WRITTEN REQUEST>
Copy word for word the lines in the records below, starting at the line with "Rebuild this screenshot" and ending at the line with "const links = ['Почетна', 'За". Skip the pictures.

[Entries with page source code]
-- START --

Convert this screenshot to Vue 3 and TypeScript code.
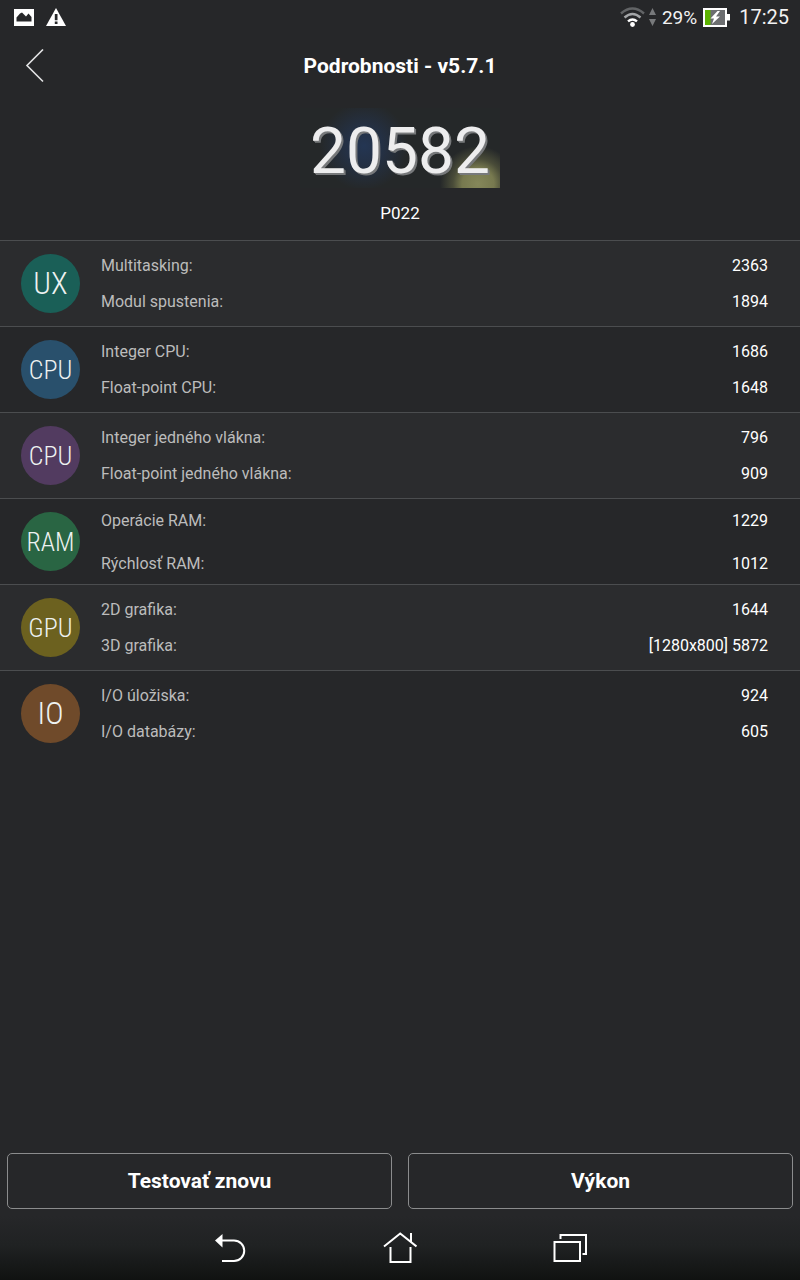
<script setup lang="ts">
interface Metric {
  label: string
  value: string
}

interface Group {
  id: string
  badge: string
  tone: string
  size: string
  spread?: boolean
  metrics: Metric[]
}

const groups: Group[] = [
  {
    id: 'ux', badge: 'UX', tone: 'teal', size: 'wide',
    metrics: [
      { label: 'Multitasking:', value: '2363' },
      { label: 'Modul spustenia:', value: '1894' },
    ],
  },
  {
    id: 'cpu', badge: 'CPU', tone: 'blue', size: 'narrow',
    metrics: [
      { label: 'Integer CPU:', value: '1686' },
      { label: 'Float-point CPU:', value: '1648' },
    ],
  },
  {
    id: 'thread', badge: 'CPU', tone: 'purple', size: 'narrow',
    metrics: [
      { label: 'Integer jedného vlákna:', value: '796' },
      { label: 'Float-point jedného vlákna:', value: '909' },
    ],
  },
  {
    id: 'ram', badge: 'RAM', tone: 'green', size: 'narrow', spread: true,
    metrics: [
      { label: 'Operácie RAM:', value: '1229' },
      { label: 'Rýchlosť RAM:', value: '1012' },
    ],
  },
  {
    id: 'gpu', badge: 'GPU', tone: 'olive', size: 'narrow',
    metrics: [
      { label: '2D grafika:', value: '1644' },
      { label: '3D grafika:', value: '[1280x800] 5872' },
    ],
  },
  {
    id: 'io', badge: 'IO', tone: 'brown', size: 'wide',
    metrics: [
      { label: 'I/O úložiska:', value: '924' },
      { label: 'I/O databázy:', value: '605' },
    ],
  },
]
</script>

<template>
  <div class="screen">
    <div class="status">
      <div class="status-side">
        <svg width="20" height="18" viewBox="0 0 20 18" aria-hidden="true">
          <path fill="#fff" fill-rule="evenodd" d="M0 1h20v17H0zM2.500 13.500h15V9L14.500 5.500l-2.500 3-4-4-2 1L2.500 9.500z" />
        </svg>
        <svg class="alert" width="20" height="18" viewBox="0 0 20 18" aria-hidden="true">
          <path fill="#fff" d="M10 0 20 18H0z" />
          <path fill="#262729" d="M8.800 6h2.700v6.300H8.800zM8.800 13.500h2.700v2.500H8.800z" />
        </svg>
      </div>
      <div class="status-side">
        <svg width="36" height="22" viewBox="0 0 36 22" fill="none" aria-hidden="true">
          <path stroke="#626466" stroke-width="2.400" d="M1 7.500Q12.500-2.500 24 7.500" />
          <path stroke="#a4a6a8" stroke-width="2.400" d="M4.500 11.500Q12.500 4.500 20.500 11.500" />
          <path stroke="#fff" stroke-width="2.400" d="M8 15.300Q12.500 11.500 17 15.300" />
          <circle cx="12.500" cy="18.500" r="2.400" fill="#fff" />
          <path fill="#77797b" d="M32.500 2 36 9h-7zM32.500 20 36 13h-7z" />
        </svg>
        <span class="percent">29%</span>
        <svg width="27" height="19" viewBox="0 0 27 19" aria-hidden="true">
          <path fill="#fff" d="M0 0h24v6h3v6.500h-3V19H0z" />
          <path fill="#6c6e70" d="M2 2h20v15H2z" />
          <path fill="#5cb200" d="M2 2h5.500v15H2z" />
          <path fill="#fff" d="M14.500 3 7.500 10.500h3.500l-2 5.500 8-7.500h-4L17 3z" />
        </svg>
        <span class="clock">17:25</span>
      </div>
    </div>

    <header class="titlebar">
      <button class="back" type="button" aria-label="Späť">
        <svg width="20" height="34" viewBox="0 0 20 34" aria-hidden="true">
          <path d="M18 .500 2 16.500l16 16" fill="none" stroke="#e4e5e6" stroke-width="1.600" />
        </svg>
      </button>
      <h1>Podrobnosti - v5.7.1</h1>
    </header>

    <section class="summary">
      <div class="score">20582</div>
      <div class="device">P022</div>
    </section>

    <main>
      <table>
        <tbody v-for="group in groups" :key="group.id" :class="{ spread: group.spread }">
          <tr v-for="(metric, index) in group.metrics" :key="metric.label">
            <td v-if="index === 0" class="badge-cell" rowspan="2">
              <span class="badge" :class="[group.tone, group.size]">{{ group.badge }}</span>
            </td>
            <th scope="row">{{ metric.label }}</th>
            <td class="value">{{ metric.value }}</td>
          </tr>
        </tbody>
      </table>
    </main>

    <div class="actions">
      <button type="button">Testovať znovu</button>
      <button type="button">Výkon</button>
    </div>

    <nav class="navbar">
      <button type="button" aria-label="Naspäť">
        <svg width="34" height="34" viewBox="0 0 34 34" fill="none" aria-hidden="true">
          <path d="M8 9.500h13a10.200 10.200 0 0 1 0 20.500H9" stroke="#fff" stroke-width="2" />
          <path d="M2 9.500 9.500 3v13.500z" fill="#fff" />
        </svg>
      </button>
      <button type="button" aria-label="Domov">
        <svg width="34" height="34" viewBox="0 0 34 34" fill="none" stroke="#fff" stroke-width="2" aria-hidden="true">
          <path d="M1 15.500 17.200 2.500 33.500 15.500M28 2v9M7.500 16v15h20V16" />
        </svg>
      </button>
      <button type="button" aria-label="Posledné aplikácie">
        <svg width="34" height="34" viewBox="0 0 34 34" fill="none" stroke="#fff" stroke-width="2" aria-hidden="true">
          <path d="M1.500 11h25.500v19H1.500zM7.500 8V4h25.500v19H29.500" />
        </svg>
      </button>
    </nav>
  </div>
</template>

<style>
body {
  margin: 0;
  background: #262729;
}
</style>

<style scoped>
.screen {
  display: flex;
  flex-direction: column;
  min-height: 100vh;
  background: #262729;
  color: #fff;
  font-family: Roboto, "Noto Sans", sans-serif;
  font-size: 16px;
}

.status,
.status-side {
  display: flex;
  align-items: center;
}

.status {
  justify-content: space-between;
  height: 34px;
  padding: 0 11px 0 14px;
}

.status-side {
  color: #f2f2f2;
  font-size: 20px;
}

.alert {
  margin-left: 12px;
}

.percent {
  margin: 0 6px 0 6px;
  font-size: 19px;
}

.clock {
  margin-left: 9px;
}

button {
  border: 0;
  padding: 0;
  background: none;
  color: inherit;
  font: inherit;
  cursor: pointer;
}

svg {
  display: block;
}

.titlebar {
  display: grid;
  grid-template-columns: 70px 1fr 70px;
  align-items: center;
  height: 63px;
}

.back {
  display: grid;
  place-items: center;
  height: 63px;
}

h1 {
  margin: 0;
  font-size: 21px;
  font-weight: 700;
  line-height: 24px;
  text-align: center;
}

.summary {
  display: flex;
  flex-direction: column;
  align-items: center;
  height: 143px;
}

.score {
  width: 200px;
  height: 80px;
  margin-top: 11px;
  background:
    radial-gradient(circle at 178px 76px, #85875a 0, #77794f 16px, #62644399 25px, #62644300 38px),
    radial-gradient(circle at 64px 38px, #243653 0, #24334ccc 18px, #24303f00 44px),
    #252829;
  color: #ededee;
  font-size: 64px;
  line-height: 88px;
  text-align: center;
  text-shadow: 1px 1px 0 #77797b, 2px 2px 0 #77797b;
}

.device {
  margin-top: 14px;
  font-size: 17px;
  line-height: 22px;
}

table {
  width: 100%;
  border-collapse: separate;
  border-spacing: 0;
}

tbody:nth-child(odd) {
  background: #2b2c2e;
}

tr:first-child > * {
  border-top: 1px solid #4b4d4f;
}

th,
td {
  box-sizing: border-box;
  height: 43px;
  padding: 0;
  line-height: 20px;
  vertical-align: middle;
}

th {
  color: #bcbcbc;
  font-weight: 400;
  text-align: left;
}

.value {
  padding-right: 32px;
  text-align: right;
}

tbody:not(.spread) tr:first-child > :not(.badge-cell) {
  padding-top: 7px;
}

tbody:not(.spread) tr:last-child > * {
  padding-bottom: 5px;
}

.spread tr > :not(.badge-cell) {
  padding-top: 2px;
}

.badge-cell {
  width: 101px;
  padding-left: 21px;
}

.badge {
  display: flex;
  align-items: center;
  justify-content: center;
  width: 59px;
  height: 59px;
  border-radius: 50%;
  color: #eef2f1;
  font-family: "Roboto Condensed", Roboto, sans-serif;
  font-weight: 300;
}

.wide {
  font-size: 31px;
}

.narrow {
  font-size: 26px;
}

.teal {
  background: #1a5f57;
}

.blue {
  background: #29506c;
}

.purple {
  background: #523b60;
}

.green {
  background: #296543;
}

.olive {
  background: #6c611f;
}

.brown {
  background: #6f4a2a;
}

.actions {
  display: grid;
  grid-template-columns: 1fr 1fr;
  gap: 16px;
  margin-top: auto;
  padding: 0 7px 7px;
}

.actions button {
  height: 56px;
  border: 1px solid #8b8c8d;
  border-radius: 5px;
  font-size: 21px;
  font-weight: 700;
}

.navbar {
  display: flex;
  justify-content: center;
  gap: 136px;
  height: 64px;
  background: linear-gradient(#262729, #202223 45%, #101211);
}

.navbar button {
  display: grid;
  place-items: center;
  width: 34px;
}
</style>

-- END --
-- START --

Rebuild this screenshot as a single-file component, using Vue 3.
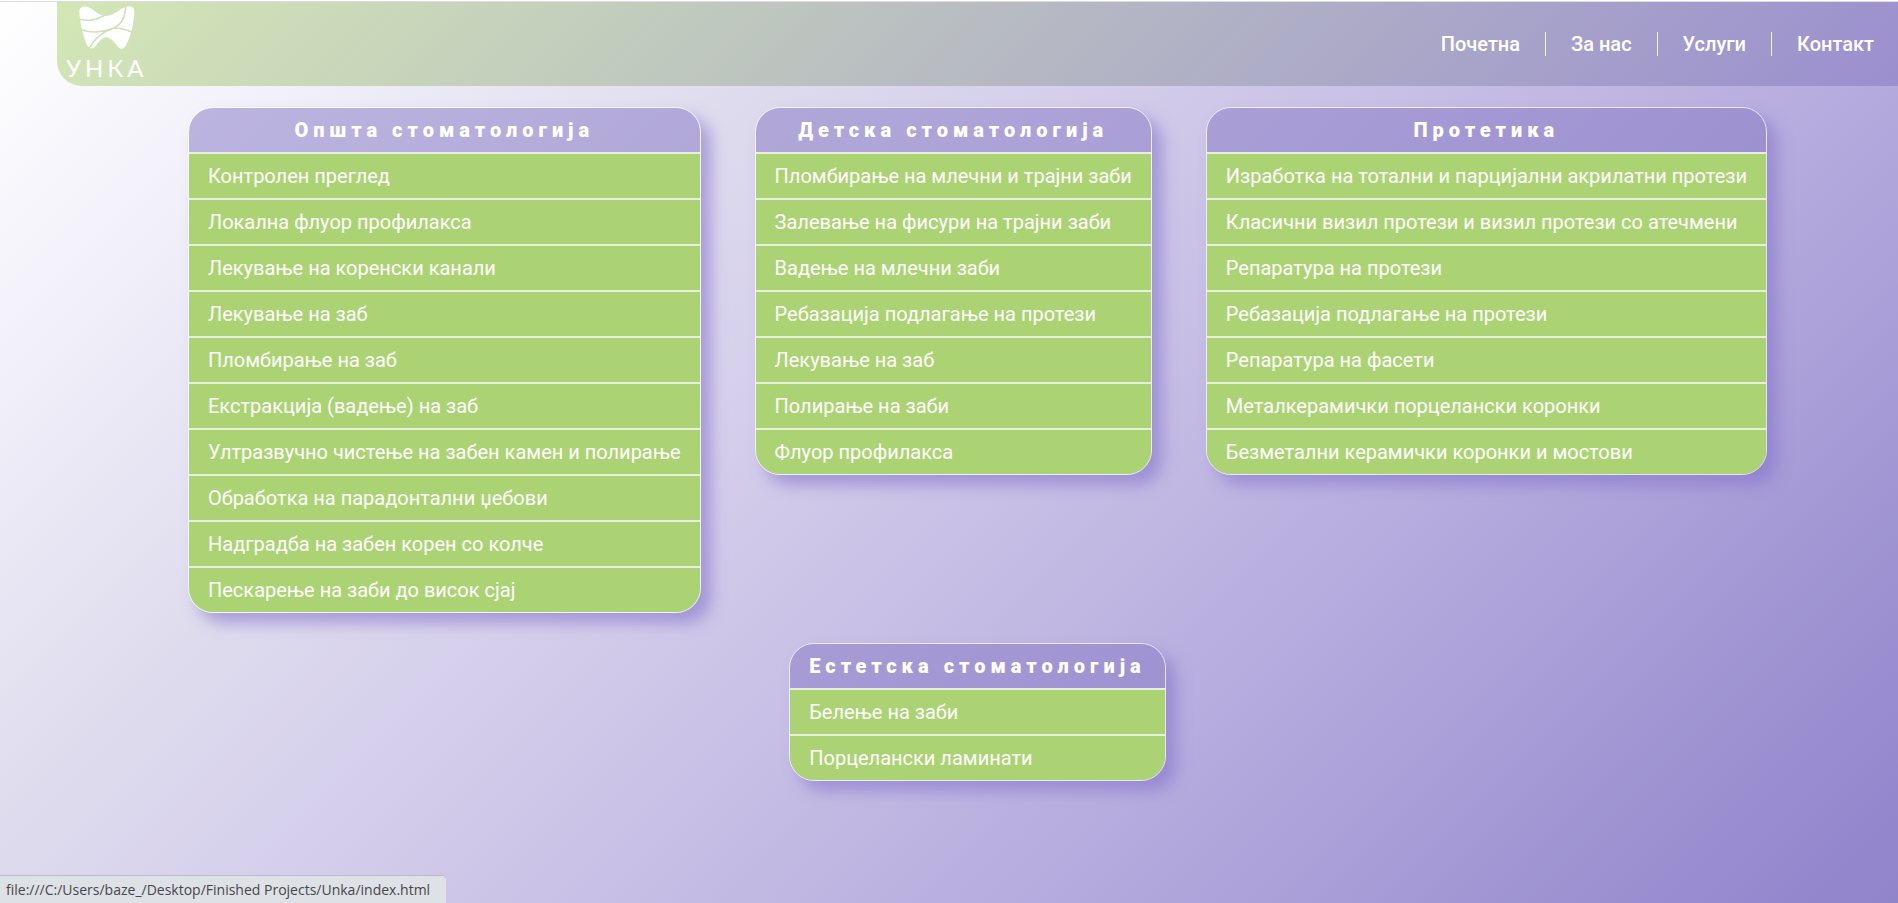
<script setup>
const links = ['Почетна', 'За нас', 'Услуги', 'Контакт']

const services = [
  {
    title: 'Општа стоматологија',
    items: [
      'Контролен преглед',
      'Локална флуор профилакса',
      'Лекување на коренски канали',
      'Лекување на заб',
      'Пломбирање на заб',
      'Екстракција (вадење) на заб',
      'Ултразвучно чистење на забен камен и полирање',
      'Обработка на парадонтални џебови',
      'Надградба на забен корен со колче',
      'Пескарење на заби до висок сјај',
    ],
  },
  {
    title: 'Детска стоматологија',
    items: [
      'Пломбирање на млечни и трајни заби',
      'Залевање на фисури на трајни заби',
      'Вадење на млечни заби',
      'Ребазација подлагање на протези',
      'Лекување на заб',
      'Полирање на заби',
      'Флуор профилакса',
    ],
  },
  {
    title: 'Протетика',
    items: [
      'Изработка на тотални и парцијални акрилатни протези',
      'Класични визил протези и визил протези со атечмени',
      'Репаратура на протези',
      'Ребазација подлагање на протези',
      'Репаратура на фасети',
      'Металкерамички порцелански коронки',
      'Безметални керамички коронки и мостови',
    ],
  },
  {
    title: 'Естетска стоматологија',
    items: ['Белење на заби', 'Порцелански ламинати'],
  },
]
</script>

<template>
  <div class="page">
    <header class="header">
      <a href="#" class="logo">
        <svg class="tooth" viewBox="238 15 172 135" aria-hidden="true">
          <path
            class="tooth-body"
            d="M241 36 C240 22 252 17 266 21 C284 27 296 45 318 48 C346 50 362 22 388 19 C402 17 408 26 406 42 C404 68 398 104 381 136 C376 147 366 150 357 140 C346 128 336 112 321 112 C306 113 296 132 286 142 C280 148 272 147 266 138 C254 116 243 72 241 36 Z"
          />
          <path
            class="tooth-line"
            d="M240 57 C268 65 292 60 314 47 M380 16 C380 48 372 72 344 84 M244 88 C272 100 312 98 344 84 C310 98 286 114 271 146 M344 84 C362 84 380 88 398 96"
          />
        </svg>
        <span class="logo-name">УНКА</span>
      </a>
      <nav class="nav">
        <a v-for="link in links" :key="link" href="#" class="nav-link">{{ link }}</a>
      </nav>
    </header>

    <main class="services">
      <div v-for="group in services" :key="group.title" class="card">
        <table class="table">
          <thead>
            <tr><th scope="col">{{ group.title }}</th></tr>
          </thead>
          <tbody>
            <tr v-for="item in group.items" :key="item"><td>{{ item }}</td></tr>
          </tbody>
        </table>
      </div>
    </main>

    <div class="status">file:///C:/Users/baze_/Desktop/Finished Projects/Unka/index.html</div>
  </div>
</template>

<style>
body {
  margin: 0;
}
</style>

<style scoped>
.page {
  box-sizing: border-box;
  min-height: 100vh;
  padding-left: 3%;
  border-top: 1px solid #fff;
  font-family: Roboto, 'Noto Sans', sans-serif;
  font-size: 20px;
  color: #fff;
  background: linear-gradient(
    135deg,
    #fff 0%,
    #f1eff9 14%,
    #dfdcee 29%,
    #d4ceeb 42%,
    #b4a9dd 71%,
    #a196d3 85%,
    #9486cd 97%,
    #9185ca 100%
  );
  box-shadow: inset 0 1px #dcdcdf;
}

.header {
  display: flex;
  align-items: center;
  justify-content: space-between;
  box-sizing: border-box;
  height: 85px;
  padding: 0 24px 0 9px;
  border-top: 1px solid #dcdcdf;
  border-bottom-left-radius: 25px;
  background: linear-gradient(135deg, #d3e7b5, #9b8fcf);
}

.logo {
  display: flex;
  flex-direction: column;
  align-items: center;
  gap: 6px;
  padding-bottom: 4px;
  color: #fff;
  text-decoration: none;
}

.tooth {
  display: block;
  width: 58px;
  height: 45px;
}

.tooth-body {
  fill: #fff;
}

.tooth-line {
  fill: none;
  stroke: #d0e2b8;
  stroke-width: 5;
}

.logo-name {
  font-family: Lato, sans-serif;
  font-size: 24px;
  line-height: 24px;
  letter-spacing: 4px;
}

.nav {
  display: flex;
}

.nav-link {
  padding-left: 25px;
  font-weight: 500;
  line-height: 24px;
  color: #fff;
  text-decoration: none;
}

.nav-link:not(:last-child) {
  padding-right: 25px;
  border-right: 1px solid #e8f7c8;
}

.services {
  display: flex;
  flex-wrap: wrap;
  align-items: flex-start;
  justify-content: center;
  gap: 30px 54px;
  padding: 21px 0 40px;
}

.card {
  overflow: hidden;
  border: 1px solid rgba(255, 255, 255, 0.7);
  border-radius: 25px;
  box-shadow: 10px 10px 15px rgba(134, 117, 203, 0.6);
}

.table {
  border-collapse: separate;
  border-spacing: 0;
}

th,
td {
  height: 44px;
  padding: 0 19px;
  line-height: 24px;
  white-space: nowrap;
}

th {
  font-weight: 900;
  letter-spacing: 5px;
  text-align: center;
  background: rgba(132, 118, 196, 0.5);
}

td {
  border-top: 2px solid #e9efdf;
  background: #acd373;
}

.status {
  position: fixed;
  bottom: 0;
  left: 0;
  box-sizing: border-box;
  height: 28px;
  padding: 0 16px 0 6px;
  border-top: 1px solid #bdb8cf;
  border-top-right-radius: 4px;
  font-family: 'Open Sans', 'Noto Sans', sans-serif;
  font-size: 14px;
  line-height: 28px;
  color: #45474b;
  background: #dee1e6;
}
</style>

-- END --

WRITTEN RESPONSE>
Rebuild this screenshot as a single-file component, using Vue 3.
<script setup>
const links = ['Почетна', 'За нас', 'Услуги', 'Контакт']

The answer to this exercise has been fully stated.